At a Los Angeles hospital, the head nurse forbade workers to speak anything but English and urged employees to report anyone overheard using another language. The city council in Monterey Park, a suburb of L.A., ousted the trustees of the library for buying foreign-language books and magazines. The manager of an insurance company in Los Angeles ordered Chinese-American staffers to speak only English unless they were dealing with a Chinese- speaking customer.
These incidents and others like them occurred in the wake of California's adoption two years ago of an initiative declaring English the official language. Until recently language, which has sparked wars and altered national boundaries abroad, was not a political issue in this country. Now a growing number of Americans seem to feel their mother tongue needs protection. Voters in Florida, Arizona and Colorado have approved similar initiatives, bringing to 17 the number of states with such laws.

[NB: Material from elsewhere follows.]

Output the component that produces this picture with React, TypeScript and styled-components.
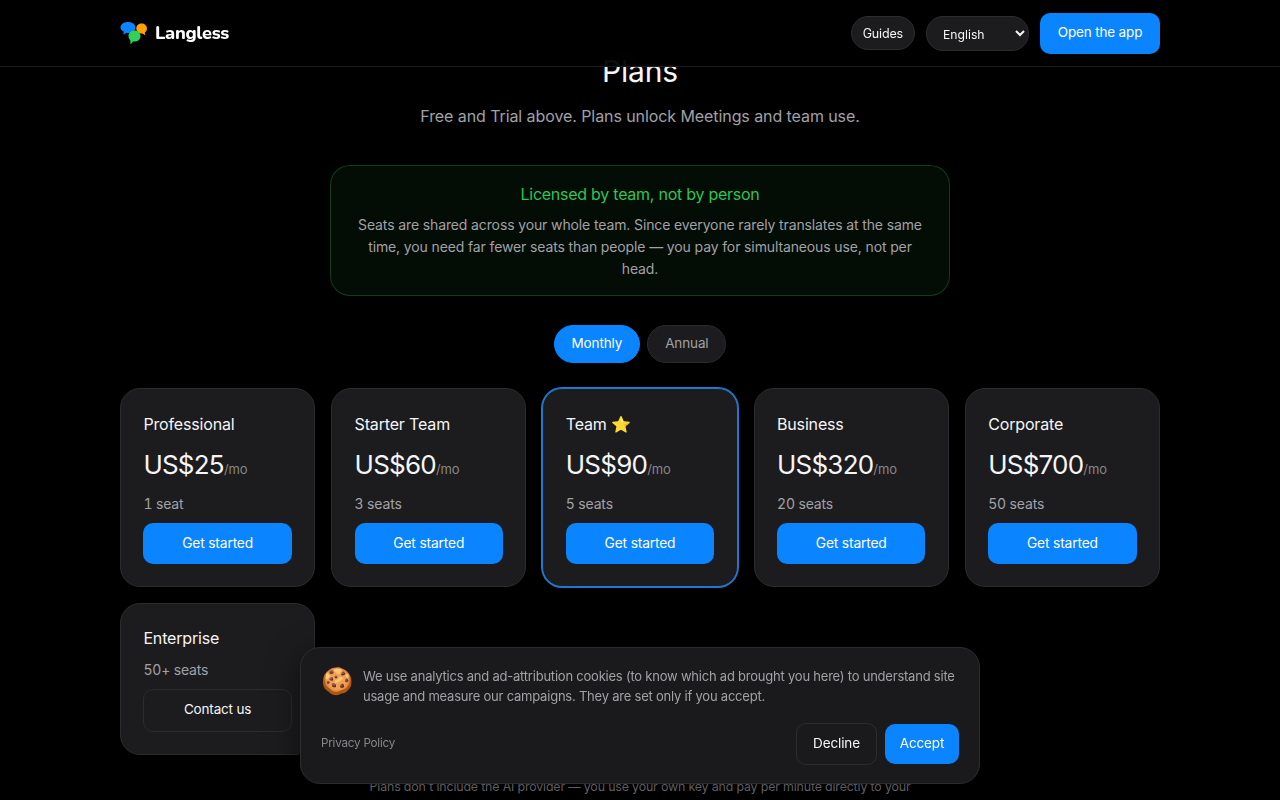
import React from "react";
import styled, { createGlobalStyle } from "styled-components";

const Global = createGlobalStyle`
  html, body { margin: 0; padding: 0; height: 800px; overflow: hidden; background: #000; }
  body { font-family: Inter, "Liberation Sans", sans-serif; color: #f5f5f7; letter-spacing: -0.01em; }
  * { box-sizing: border-box; }
`;

const Header = styled.header`
  position: fixed; top: 0; left: 0; right: 0; height: 67px; z-index: 10;
  background: rgba(0,0,0,0.88); backdrop-filter: blur(20px);
  border-bottom: 1px solid #1c1c1e;
  display: flex; justify-content: center;
`;
const HeaderInner = styled.div`
  width: 1040px; display: flex; align-items: center; justify-content: space-between;
`;
const Brand = styled.div`
  display: flex; align-items: center; gap: 6px;
  font: 800 18.2px Nunito, "Noto Sans", Lato, sans-serif; color: #fff; letter-spacing: -0.3px;
`;
const BrandName = styled.span`margin-top: -1px;`;
const Nav = styled.nav`display: flex; align-items: center; gap: 11px;`;
const GuidesLink = styled.a`
  height: 34px; padding: 0 11px; border-radius: 17px; background: #1c1c1e; border: 1px solid #2c2c2e;
  font-size: 12.5px; color: #f5f5f7; display: flex; align-items: center;
`;
const LangSelect = styled.select`
  height: 35px; width: 103px; padding: 2px 0 0 12px; border-radius: 17px; background: #1c1c1e; border: 1px solid #2c2c2e;
  font: 12.2px Inter, sans-serif; color: #f5f5f7;
`;
const OpenApp = styled.a`
  height: 41px; width: 120px; border-radius: 10px; background: #0a84ff; color: #fff;
  font-size: 13.5px; font-weight: 400; display: flex; align-items: center; justify-content: center; padding-bottom: 3px;
`;

const Main = styled.main`
  display: flex; flex-direction: column; align-items: center; padding-top: 52px; width: 1040px; margin: 0 auto;
`;
const Title = styled.h1`
  margin: 0; font-size: 30px; line-height: 39px; font-weight: 400; color: #f5f5f7;
`;
const Subtitle = styled.p`
  margin: 13px 0 0; font-size: 16px; line-height: 24px; color: #a1a1a6; letter-spacing: -0.005em;
`;
const Notice = styled.section`
  margin-top: 37px; width: 620px; height: 131px; padding: 17px 24px 0; text-align: center;
  border-radius: 20px; background: rgba(48,209,88,0.06); border: 1px solid rgba(48,209,88,0.25);
`;
const NoticeTitle = styled.div`font-size: 16px; line-height: 22px; color: #30c452; font-weight: 400; letter-spacing: -0.016em;`;
const NoticeText = styled.p`margin: 9px 0 0; font-size: 14px; line-height: 22px; color: #a1a1a6; letter-spacing: -0.009em;`;
const Toggle = styled.div`display: flex; gap: 7px; margin-top: 29px;`;
const ToggleButton = styled.button<{ $active?: boolean }>`
  height: 38px; padding: 0 17px 2px; border-radius: 19px; font: 400 13.5px Inter, sans-serif; letter-spacing: -0.01em;
  background: ${p => (p.$active ? "#0a84ff" : "#1c1c1e")};
  color: ${p => (p.$active ? "#fff" : "#a1a1a6")};
  border: 1px solid ${p => (p.$active ? "#0a84ff" : "#2c2c2e")};
`;
const Grid = styled.div`
  margin-top: 25px; width: 1040px; display: grid; grid-template-columns: repeat(5, 1fr); gap: 16px;
`;
const Card = styled.article<{ $featured?: boolean }>`
  background: #1c1c1e; border-radius: 20px; padding: 22px 22.4px;
  border: 1px solid ${p => (p.$featured ? "#1f78d1" : "#2c2c2e")};
  box-shadow: ${p => (p.$featured ? "0 0 0 1px #1f78d1" : "none")};
  display: flex; flex-direction: column; height: 199px;
`;
const EnterpriseCard = styled(Card)`height: 152px; padding-top: 21px;`;
const PlanName = styled.h3`margin: 0; font-size: 16px; line-height: 26px; font-weight: 400; color: #f5f5f7;`;
const Price = styled.div`margin-top: 11px; font-size: 26px; line-height: 34px; font-weight: 400; color: #f5f5f7; letter-spacing: -0.03em; display: flex; align-items: baseline;`;
const Per = styled.span`font-size: 13px; color: #86868b; letter-spacing: -0.01em;`;
const Seats = styled.div<{ $tight?: boolean }>`
  margin-top: ${p => (p.$tight ? "9px" : "8px")}; font-size: 14px; line-height: 20px; color: #a1a1a6;
  font-variant-numeric: tabular-nums;
`;
const CardButton = styled.a`
  margin-top: 9px; height: 41px; padding-bottom: 1px; border-radius: 10px; background: #0a84ff; color: #fff;
  font-size: 13.8px; font-weight: 400; display: flex; align-items: center; justify-content: center;
`;
const ContactButton = styled.a`
  margin-top: 9px; height: 43px; padding-bottom: 3px; border-radius: 10px; background: #1c1c1e; color: #f5f5f7; border: 1px solid #2c2c2e;
  font-size: 13.5px; font-weight: 400; display: flex; align-items: center; justify-content: center;
`;
const FootNote = styled.p`
  margin: 22px 0 0; width: 560px; text-align: center; font-size: 12.4px; line-height: 20px; color: #86868b;
`;

const Cookie = styled.aside`
  position: fixed; left: 300px; bottom: 16px; width: 680px; height: 137px; z-index: 20;
  background: #1a1a1c; border: 1px solid #2c2c2e; border-radius: 20px; padding: 18px 20px 18px;
  display: flex; flex-direction: column; justify-content: space-between;
  box-shadow: 0 8px 32px rgba(0,0,0,0.5);
`;
const CookieTop = styled.div`display: flex; gap: 12px;`;
const CookieEmoji = styled.span`font-size: 26px; line-height: 30px; width: 31px; flex: none; font-family: "Noto Color Emoji", sans-serif; margin-left: -1px; padding-left: 1px;`;
const CookieText = styled.p`margin: 0; font-size: 13px; line-height: 20px; color: #a1a1a6; letter-spacing: -0.017em;`;
const CookieBottom = styled.div`display: flex; justify-content: space-between; align-items: center;`;
const PrivacyLink = styled.a`font-size: 11.7px; line-height: 18px; color: #86868b; letter-spacing: -0.02em; margin-bottom: 2px;`;
const CookieActions = styled.div`display: flex; gap: 8px; align-items: center;`;
const Decline = styled.button`
  height: 42px; width: 81px; padding: 0 0 3px; border-radius: 10px; background: transparent; border: 1px solid #2c2c2e;
  font: 400 13.5px Inter, sans-serif; color: #f5f5f7; letter-spacing: -0.01em;
`;
const Accept = styled.button`
  height: 40px; width: 74px; padding: 0 0 3px; border-radius: 10px; background: #0a84ff; border: 0;
  font: 400 13.5px Inter, sans-serif; color: #fff; letter-spacing: -0.01em;
`;

const Logo = () => (
  <svg width="29" height="24" viewBox="0 0 29 24">
    <path d="M8 1c4.300 0 7.500 2.300 7.500 5.600S12.300 12 8.500 12c-.8 0-1.500-.1-2.200-.3L3.500 14l.2-3.400C1.600 9.500.5 8.100.5 6.400.5 3.200 3.700 1 8 1z" fill="#0a84ff" />
    <path d="M21.500 2.500c3 0 5.500 2.100 5.500 5 0 1.700-.8 3.100-2.100 4l.1 2.700-2.700-1.800c-3.300.2-6-2.100-6-5 0-2.800 2.300-4.900 5.200-4.900z" fill="#ff9f0a" />
    <path d="M14.500 9.500c3.400 0 6 2.400 6 5.500s-2.600 5.600-6 5.600c-.5 0-1 0-1.400-.2L10.500 23.500l-.2-4.300C9 18.200 8.500 16.700 8.500 15c0-3.100 2.600-5.500 6-5.500z" fill="#30d158" />
  </svg>
);

const plans = [
  { name: "Professional", price: "US$25", seats: "1 seat" },
  { name: "Starter Team", price: "US$60", seats: "3 seats" },
  { name: "Team ⭐", price: "US$90", seats: "5 seats", featured: true },
  { name: "Business", price: "US$320", seats: "20 seats" },
  { name: "Corporate", price: "US$700", seats: "50 seats" },
];

export default function App() {
  return (
    <>
      <Global />
      <Header>
        <HeaderInner>
          <Brand><Logo /><BrandName>Langless</BrandName></Brand>
          <Nav>
            <GuidesLink>Guides</GuidesLink>
            <LangSelect defaultValue="en"><option value="en">English</option></LangSelect>
            <OpenApp>Open the app</OpenApp>
          </Nav>
        </HeaderInner>
      </Header>
      <Main>
        <Title>Plans</Title>
        <Subtitle>Free and Trial above. Plans unlock Meetings and team use.</Subtitle>
        <Notice>
          <NoticeTitle>Licensed by team, not by person</NoticeTitle>
          <NoticeText>Seats are shared across your whole team. Since everyone rarely translates at the same time, you need far fewer seats than people — you pay for simultaneous use, not per head.</NoticeText>
        </Notice>
        <Toggle>
          <ToggleButton $active>Monthly</ToggleButton>
          <ToggleButton>Annual</ToggleButton>
        </Toggle>
        <Grid>
          {plans.map(p => (
            <Card key={p.name} $featured={p.featured}>
              <PlanName>{p.name}</PlanName>
              <Price>{p.price}<Per>/mo</Per></Price>
              <Seats>{p.seats}</Seats>
              <CardButton>Get started</CardButton>
            </Card>
          ))}
          <EnterpriseCard>
            <PlanName>Enterprise</PlanName>
            <Seats $tight>50+ seats</Seats>
            <ContactButton>Contact us</ContactButton>
          </EnterpriseCard>
        </Grid>
        <FootNote>Plans don't include the AI provider — you use your own key and pay per minute directly to your</FootNote>
      </Main>
      <Cookie>
        <CookieTop>
          <CookieEmoji>🍪</CookieEmoji>
          <CookieText>We use analytics and ad-attribution cookies (to know which ad brought you here) to understand site usage and measure our campaigns. They are set only if you accept.</CookieText>
        </CookieTop>
        <CookieBottom>
          <PrivacyLink>Privacy Policy</PrivacyLink>
          <CookieActions>
            <Decline>Decline</Decline>
            <Accept>Accept</Accept>
          </CookieActions>
        </CookieBottom>
      </Cookie>
    </>
  );
}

These victories have made U.S. English, the group that sponsored the initiatives, a formidable political force. Founded with the guidance of linguist S.I. Hayakawa, a former U.S. Senator from California, the 350,000- member organization is seeking a constitutional amendment making English the official language of the U.S. Says Steve Workings, the group's director of government affairs: "Language is one of the very few things we have in common in the U.S." U.S. English urges a written English-proficiency test for naturalization. It also advocates an end to bilingual ballots and an increase in funds for bilingual education, though only for short-term, transitional programs. Current bilingual courses, the group claims, fail students by weaning them from their mother tongues too slowly. "It is cultural maintenance, not language acquisition," says Workings.
Opponents of the official-English movement consider it to be no more than a socially acceptable way of tapping into xenophobic fears: fear of being outnumbered by immigrants, fear that jobs are in jeopardy from cheap labor, just plain fear of anyone different. Stewart Kwoh, executive director of the Asian Pacific American Legal Center of Southern California, charges the initiatives are partly responsible for unleashing a backlash against foreign- language minorities. Colleen O'Connor, spokeswoman of the American Civil Liberties Union, says the initiatives shout, "You're here but we would like to make it difficult for you." Even conservatives like Arizona Senator John McCain oppose initiatives like the one just passed in his state. Says McCain: "Our nation and the English language have done quite well with Chinese spoken in California, German in Pennsylvania, Italian in New York, Swedish in Minnesota and Spanish in the Southwest. I fail to see the cause for alarm now."